Consider this.  Fund a UBI through a simple flat tax on all income (for simplicity).  So, you earn UBI benefits of w, then the after-tax benefit is (1-t)w and the tax collected is (t x NGDP… I’ll write NGDP as PY from now on).  If the population is N, then Nw = tPY.   So, if the growth target for nominal income is adjusted for population growth, then the funding stream for UBI is stable when the UBI grows at the same rate as NGDP.   Another way to say the same thing is that wage pressure in the economy always grows at the rate of nominal income growth.

Yet a UBI would be a powerful counter-cyclical automatic stabilizer: rising in importance whenever NGDP falls below target.  That reduces how hard the central bank has to work

That’s not all, though.  Suppose NGDP is on target, but there is a supply shock, what happens?  Well, inflation rises as a share of nominal growth.   The purchasing of the UBI erodes relative to trend growth.  Marginal workers reenter the labor force.  So potential GDP growth rises again.  Also note that when the UBI is set “too high”, that’s just a kind of adverse supply shock.

So, a UBI is an automatic stabilizer for Potential GDP as well as Nominal GDP when coupled with NGDP level targeting.  This is a point that Nick Rowe ought to appreciate.

3  Work Paternalism is bad

Unlike Adam Ozimek, I don’t think it’s OK for libertarians to denounce all forms of paternalism… except when it comes to telling people that they necessarily have to work.   Un.  Cool.

Why do most people drop out of the labor force?   1) Personal reasons like becoming mothers (or, increasingly, fathers)… that’s something you ought to support if that’s the choice people want to make; 2) Professional reasons like retiring or career changes–these shouldn’t be tied to strict cutoffs like a retirement age but based on personal choices and normally libertarians are the first to point this out; 3) education–a UBI makes it easier to be a student and that’s a good thing for the economy.  These are all people who are making better choices because of UBI.
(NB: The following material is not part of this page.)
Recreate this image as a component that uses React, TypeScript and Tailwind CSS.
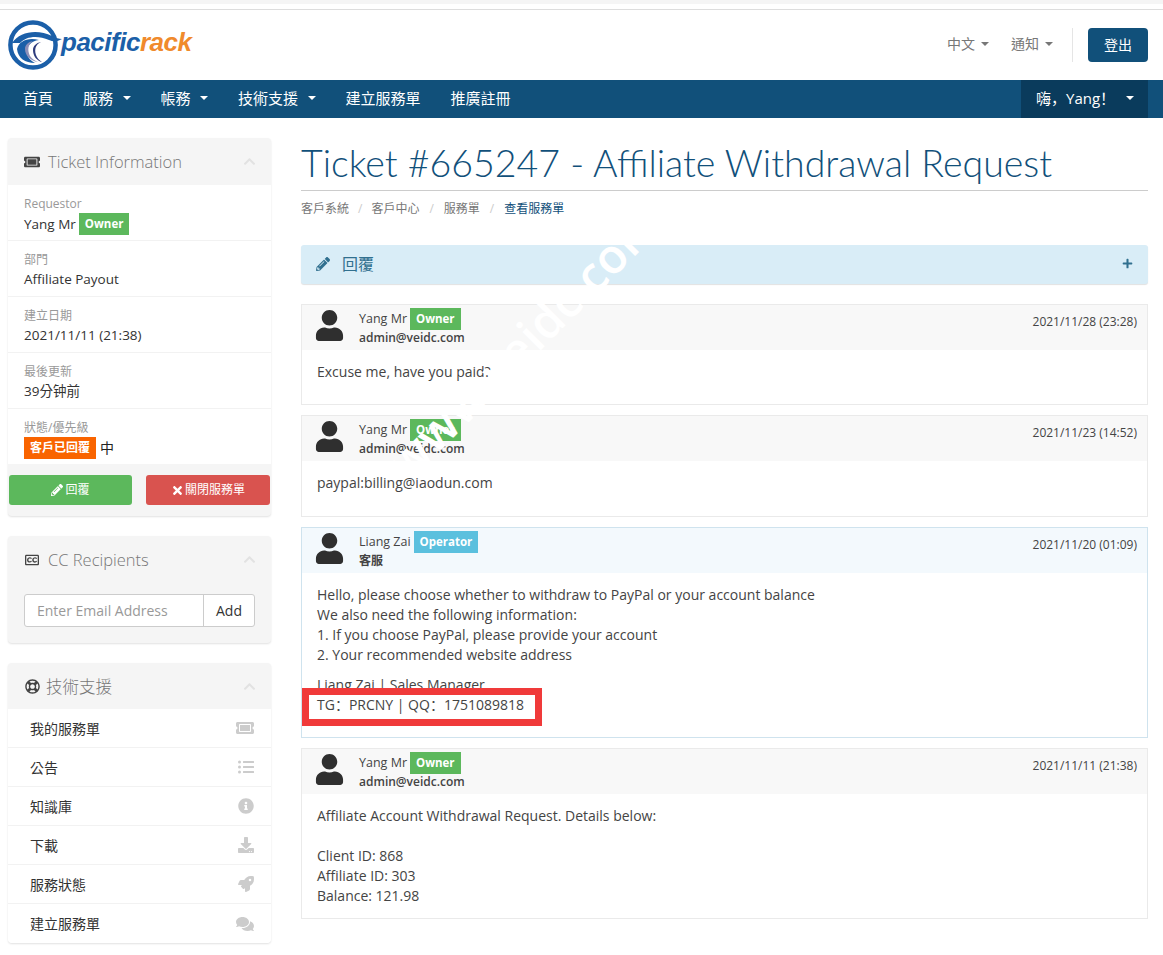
import type { ReactNode } from 'react'
import {
  FaChevronUp,
  FaComments,
  FaDownload,
  FaInfoCircle,
  FaListUl,
  FaPencilAlt,
  FaPlus,
  FaRegClosedCaptioning,
  FaRegLifeRing,
  FaRocket,
  FaTicketAlt,
  FaTimes,
  FaUser,
} from 'react-icons/fa'

const sans = '[font-family:"Open_Sans","Noto_Sans_CJK_TC",sans-serif]'
const sansSc = '[font-family:"Open_Sans","Noto_Sans_CJK_SC",sans-serif]'

function Caret({ className = 'border-t-white' }: { className?: string }) {
  return <span className={`inline-block h-0 w-0 border-x-[4px] border-t-[4px] border-x-transparent ${className}`} />
}

function Logo() {
  return (
    <div className="flex items-center">
      <svg width="54" height="52" viewBox="0 0 54 52">
        <circle cx="25" cy="26" r="22.6" fill="none" stroke="#1b5fa8" strokeWidth="4.5" />
        <path d="M4 24C12 12 30 10 44 17c4 2 7 3 10 3-5 3-9 3-13 1C30 16 18 17 12 24Z" fill="#1b5fa8" />
        <path d="M9 30c2-8 11-12 22-9-8 1-13 6-12 14 1 4 4 7 8 9-10 0-17-5-18-14Z" fill="#1b5fa8" />
        <path d="M25 22c-5 3-6 9-3 15 2 3 5 5 8 6-7-1-13-6-13-13 0-4 3-7 8-8Z" fill="#8d8fb8" />
        <path d="M33 23c-5 2-7 7-5 13 1 3 3 5 6 7-5-1-9-6-9-12 0-4 3-7 8-8Z" fill="#2d3b7c" />
      </svg>
      <span className="-ml-[1px] -mt-[7px] text-[26px] font-bold italic leading-none tracking-[-0.5px] [font-family:'Liberation_Sans',sans-serif]">
        <span className="text-[#1b5fa8]">pacific</span>
        <span className="text-[#f08a2c]">rack</span>
      </span>
    </div>
  )
}

function Header() {
  return (
    <header className="flex h-[70px] items-center justify-between bg-white pl-2 pr-[15px]">
      <Logo />
      <div className="flex items-center text-[14px] text-[#777]">
        <span className="flex items-center gap-[6px] pb-[3px]">
          中文 <Caret className="border-t-[#777]" />
        </span>
        <span className="ml-[22px] flex items-center gap-[6px] pb-[3px]">
          通知 <Caret className="border-t-[#777]" />
        </span>
        <span className="ml-[19px] h-[34px] w-px bg-[#e5e5e5]" />
        <span className="ml-[15px] flex h-[34px] w-[60px] items-center justify-center rounded bg-[#11507a] pb-[2px] text-white">登出</span>
      </div>
    </header>
  )
}

function Nav() {
  const items = [
    { label: '首頁', caret: false },
    { label: '服務', caret: true },
    { label: '帳務', caret: true },
    { label: '技術支援', caret: true },
    { label: '建立服務單', caret: false },
    { label: '推廣註冊', caret: false },
  ]
  return (
    <nav className="flex h-[38px] items-center justify-between bg-[#11507a] pl-[23px] pr-[15px] text-[15px] text-white">
      <div className="flex items-center gap-[30px] pb-[2px]">
        {items.map((item) => (
          <span className="flex items-center gap-[9.5px]" key={item.label}>
            {item.label}
            {item.caret && <Caret />}
          </span>
        ))}
      </div>
      <div className={`flex h-[38px] w-[127px] items-center gap-[11px] bg-[#0a3b5c] pb-[2px] pl-[15px] ${sansSc}`}>
        <span>嗨，Yang！</span>
        <Caret />
      </div>
    </nav>
  )
}

function Panel({ icon, title, bigTitle, children }: { icon: ReactNode; title: string; bigTitle?: boolean; children: ReactNode }) {
  return (
    <section className="rounded bg-[#f5f5f5] shadow-[0_1px_2px_rgba(0,0,0,0.12)]">
      <div className={`flex items-center pl-[16px] pr-[15px] text-[#777] ${bigTitle ? 'h-[46px]' : 'h-[47px]'}`}>
        <span className={`flex w-4 items-center justify-center text-[#555] ${bigTitle ? 'mr-[6px]' : 'mr-[8px]'}`}>{icon}</span>
        <h3 className="mt-[2px] text-[16.5px] font-light">{title}</h3>
        <FaChevronUp className="ml-auto text-[13px] text-[#e2e2e2]" />
      </div>
      {children}
    </section>
  )
}

function InfoRow({ label, children }: { label: string; children: ReactNode }) {
  return (
    <div className="h-[56px] border-b border-[#f2f2f2] pl-[16px] pt-[10px] last:h-[55px] last:border-b-0">
      <div className="text-[12px] leading-[17px] text-[#999]">{label}</div>
      <div className="mt-[1px] flex items-center text-[13.5px] leading-[20px] text-[#333]">{children}</div>
    </div>
  )
}

function Badge({ color, children }: { color: string; children: ReactNode }) {
  return <span className={`ml-[3px] inline-flex h-[22px] items-center px-[6px] text-[11.5px] font-bold text-white ${color}`}>{children}</span>
}

function TicketInfo() {
  return (
    <Panel icon={<FaTicketAlt className="text-[16px] text-[#444]" />} title="Ticket Information">
      <div className="bg-white">
        <InfoRow label="Requestor">
          Yang Mr <Badge color="bg-[#5cb85c]">Owner</Badge>
        </InfoRow>
        <InfoRow label="部門">Affiliate Payout</InfoRow>
        <InfoRow label="建立日期">2021/11/11 (21:38)</InfoRow>
        <InfoRow label="最後更新">39分钟前</InfoRow>
        <InfoRow label="狀態/優先級">
          <span className="inline-flex h-[22px] items-center bg-[#f96400] px-[6px] text-[12px] font-bold text-white">客戶已回覆</span>
          <span className="ml-1 text-[14px] text-[#222]">中</span>
        </InfoRow>
      </div>
      <div className="flex justify-between px-px pb-[11px] pt-[11px]">
        <button className="flex h-[30px] w-[123px] items-center justify-center gap-[2px] rounded-[3px] bg-[#5cb85c] text-[12px] text-white">
          <FaPencilAlt className="text-[12px]" />
          回覆
        </button>
        <button className="flex h-[30px] w-[124px] items-center justify-center gap-[1px] rounded-[3px] bg-[#d9534f] text-[12px] text-white">
          <FaTimes className="text-[13px]" />
          關閉服務單
        </button>
      </div>
    </Panel>
  )
}

function CcPanel() {
  return (
    <Panel icon={<FaRegClosedCaptioning className="text-[14px] text-[#444]" />} title="CC Recipients">
      <div className="px-[16px] pb-[16px] pt-[11px]">
        <div className="flex h-[33px] rounded-[3px] border border-[#ccc] bg-white text-[14px]">
          <div className="flex flex-1 items-center pl-3 text-[#999]">Enter Email Address</div>
          <div className="flex w-[51px] items-center justify-center border-l border-[#ccc] text-[#333]">Add</div>
        </div>
      </div>
    </Panel>
  )
}

function SupportPanel() {
  const rows = [
    { label: '我的服務單', icon: <FaTicketAlt className="text-[18px]" /> },
    { label: '公告', icon: <FaListUl className="text-[16px]" /> },
    { label: '知識庫', icon: <FaInfoCircle className="text-[16px]" /> },
    { label: '下載', icon: <FaDownload className="text-[16px]" /> },
    { label: '服務狀態', icon: <FaRocket className="text-[16px]" /> },
    { label: '建立服務單', icon: <FaComments className="text-[18px]" /> },
  ]
  return (
    <Panel icon={<FaRegLifeRing className="text-[15px] text-[#444]" />} title="技術支援" bigTitle>
      <div className="rounded-b bg-white">
        {rows.map((row) => (
          <div className="flex h-[39px] items-center justify-between border-b border-[#f2f2f2] pl-[22px] pr-[17px] text-[14px] text-[#333] last:border-b-0" key={row.label}>
            {row.label}
            <span className="text-[#ccc]">{row.icon}</span>
          </div>
        ))}
      </div>
    </Panel>
  )
}

function Message({
  name,
  sub,
  date,
  role,
  height,
  staff,
  children,
}: {
  name: string
  sub: string
  date: string
  role: string
  height: number
  staff?: boolean
  children: ReactNode
}) {
  return (
    <article
      className={`border bg-white ${staff ? 'border-[#cfe3ee]' : 'border-[#eaeaea]'}`}
      style={{ height }}
    >
      <div className={`flex h-[45px] items-start ${staff ? 'bg-[#f3f9fd]' : 'bg-[#f8f8f8]'}`}>
        <FaUser className="ml-[12px] mt-[5px] text-[31px] text-[#2f2f2f]" />
        <div className="ml-[14px] pt-[3px]">
          <div className="flex h-[22px] items-center text-[12.5px] text-[#444]">
            {name}
            <Badge color={staff ? 'bg-[#5bc0de]' : 'bg-[#5cb85c]'}>{role}</Badge>
          </div>
          <div className="text-[12px] font-semibold leading-[15px] text-[#444]">{sub}</div>
        </div>
        <div className="ml-auto mr-[10px] pt-[8px] text-[12px] text-[#444]">{date}</div>
      </div>
      <div className="px-[15px] pt-[12px] text-[14px] leading-[20px] text-[#444]">{children}</div>
    </article>
  )
}

function Main() {
  return (
    <main className="flex-1">
      <h1 className="border-b border-[#ccc] pb-[2px] text-[37.5px] font-light leading-[50px] text-[#11507a] [font-family:'Lato','Open_Sans',sans-serif]">
        Ticket #665247 - Affiliate Withdrawal Request
      </h1>
      <div className="mt-[9px] flex h-[18px] items-center text-[12px] text-[#777]">
        <span>客戶系統</span>
        <span className="mx-[9px] text-[#ccc]">/</span>
        <span>客戶中心</span>
        <span className="mx-[10px] text-[#ccc]">/</span>
        <span>服務單</span>
        <span className="mx-[10px] text-[#ccc]">/</span>
        <span className="text-[#11507a]">查看服務單</span>
      </div>
      <div className="mt-[27px] flex h-[39px] items-center rounded-[3px] bg-[#d9edf7] pb-[2px] pl-[15px] pr-[15px] text-[16px] text-[#31708f] shadow-[0_1px_1px_rgba(0,0,0,0.12)]">
        <FaPencilAlt className="mr-[12px] text-[14px]" />
        回覆
        <FaPlus className="ml-auto text-[11px]" />
      </div>

      <div className="mt-[20px] flex flex-col gap-[10px]">
        <Message name="Yang Mr" role="Owner" sub="admin@veidc.com" date="2021/11/28 (23:28)" height={101}>
          Excuse me, have you paid?
        </Message>
        <Message name="Yang Mr" role="Owner" sub="admin@veidc.com" date="2021/11/23 (14:52)" height={102}>
          paypal:billing@iaodun.com
        </Message>
        <Message name="Liang Zai" role="Operator" sub="客服" date="2021/11/20 (01:09)" height={211} staff>
          <p>Hello, please choose whether to withdraw to PayPal or your account balance</p>
          <p>We also need the following information:</p>
          <p>1. If you choose PayPal, please provide your account</p>
          <p>2. Your recommended website address</p>
          <div className="relative mt-[10px]">
            <p>Liang Zai | Sales Manager</p>
            <p className={sansSc}>TG：PRCNY | QQ：1751089818</p>
            <div className="absolute left-[-15px] top-[13px] h-[38px] w-[240px] border-[7px] border-[#f03a3a]" />
          </div>
        </Message>
        <Message name="Yang Mr" role="Owner" sub="admin@veidc.com" date="2021/11/11 (21:38)" height={171}>
          <p>Affiliate Account Withdrawal Request. Details below:</p>
          <p className="mt-[20px]">Client ID: 868</p>
          <p>Affiliate ID: 303</p>
          <p>Balance: 121.98</p>
        </Message>
      </div>
    </main>
  )
}

export default function App() {
  return (
    <div className={`relative h-[955px] overflow-hidden bg-white ${sans}`}>
      <div className="h-[4px] bg-[#f5f5f5]" />
      <div className="h-[6px] border-b border-[#ddd]" />
      <Header />
      <Nav />
      <div className="flex gap-[30px] pl-[8px] pr-[15px] pt-[20px]">
        <aside className="flex w-[263px] shrink-0 flex-col gap-[20px]">
          <TicketInfo />
          <CcPanel />
          <SupportPanel />
        </aside>
        <Main />
      </div>
      {/* white watermark across the first two messages */}
      <div className="pointer-events-none absolute left-[342px] top-[318px] origin-center -rotate-[45deg] whitespace-nowrap text-[48px] font-semibold leading-none text-white">
        www.veidc.com
      </div>
    </div>
  )
}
That leaves only two theoretical groups, those who are demoralized by lengthy spells of unemployment (“discouraged workers”) and (theoretically, at least) there are the  “parasites”.

In terms of the demoralized, I think people have the sign wrong: a UBI would help keep morale up, because low morale is one of the consequences of living without an income.   More than that an income can help fund hobbies and hobbies can help prevent skill degradation by giving them an outlet to use some of those skills even without a job.

As for the parasites… to a good approximation, I don’t think they exist.  Adam and other libertarians, on the other hand, seem to think that everyone who chooses not to work in a UBI regime must be a parasite.  That’s ridiculous.  A UBI, at least at the level people talk about, would be barely enough, or perhaps not even enough, to live on.   People who would use their benefits to buy pot and video games would find no money left for rent and groceries, while who use their benefits for rent and groceries would find no money left to enjoy their free time.   These are just not choices that actual human beings would make.

At any rate, that’s my thinking on a UBI.  There is one more reason for me supporting a UBI, but that’s an issue which I think will come up when I’m ready to discuss my thesis online.